(INFORMATION GIVEN)

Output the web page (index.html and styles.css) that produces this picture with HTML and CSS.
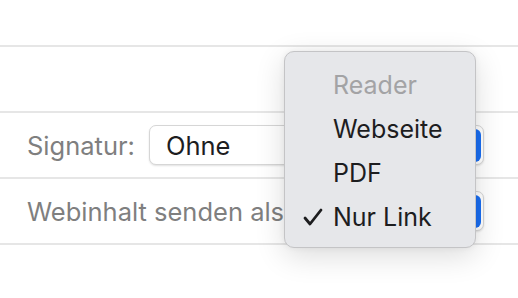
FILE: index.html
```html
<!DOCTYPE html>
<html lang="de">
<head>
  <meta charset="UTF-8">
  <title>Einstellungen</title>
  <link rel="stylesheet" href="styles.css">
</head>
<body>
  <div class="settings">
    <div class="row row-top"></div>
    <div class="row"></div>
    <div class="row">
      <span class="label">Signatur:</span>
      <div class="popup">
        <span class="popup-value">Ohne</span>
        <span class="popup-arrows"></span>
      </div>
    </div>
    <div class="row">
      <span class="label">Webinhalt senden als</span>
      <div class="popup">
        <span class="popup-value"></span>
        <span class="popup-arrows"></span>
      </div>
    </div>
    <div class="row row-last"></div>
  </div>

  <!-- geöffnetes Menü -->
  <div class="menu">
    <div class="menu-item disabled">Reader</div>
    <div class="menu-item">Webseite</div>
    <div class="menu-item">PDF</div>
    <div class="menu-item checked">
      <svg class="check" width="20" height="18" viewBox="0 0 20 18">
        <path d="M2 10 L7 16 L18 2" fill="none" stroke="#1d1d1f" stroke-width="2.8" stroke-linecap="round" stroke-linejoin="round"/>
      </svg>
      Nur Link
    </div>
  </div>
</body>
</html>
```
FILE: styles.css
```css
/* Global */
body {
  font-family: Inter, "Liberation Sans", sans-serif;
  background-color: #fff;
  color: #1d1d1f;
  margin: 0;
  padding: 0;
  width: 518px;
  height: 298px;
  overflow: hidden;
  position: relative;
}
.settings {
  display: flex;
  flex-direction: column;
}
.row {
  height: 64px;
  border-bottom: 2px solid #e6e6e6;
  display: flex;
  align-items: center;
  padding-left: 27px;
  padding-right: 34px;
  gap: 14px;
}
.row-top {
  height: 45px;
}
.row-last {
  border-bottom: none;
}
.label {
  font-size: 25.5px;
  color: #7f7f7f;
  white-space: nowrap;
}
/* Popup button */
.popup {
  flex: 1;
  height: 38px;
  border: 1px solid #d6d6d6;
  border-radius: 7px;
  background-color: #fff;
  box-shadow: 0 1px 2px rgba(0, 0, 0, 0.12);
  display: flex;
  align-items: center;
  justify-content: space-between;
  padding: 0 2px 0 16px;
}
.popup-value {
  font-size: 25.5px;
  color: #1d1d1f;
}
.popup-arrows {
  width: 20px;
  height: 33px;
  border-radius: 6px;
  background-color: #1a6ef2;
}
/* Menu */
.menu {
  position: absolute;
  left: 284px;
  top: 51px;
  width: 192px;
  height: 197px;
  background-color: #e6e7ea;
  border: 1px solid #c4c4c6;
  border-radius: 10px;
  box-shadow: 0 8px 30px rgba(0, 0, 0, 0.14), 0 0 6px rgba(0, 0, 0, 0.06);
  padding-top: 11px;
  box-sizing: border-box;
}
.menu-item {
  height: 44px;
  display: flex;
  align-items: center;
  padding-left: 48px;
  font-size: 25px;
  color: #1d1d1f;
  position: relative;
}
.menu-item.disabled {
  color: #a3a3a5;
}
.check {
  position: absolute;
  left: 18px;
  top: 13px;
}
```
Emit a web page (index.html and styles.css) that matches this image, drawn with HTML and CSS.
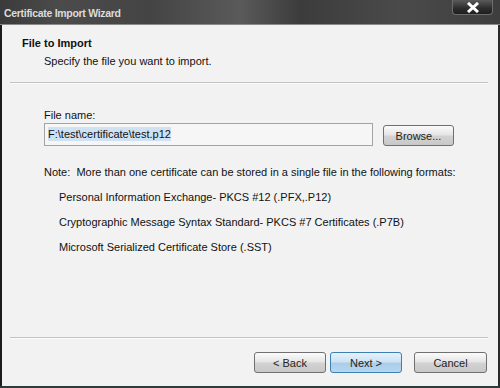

(YOUR GOAL)
State the count of lines that contain the string "styles". Nothing else is needed.

(SOLUTION TO THIS EXERCISE)
4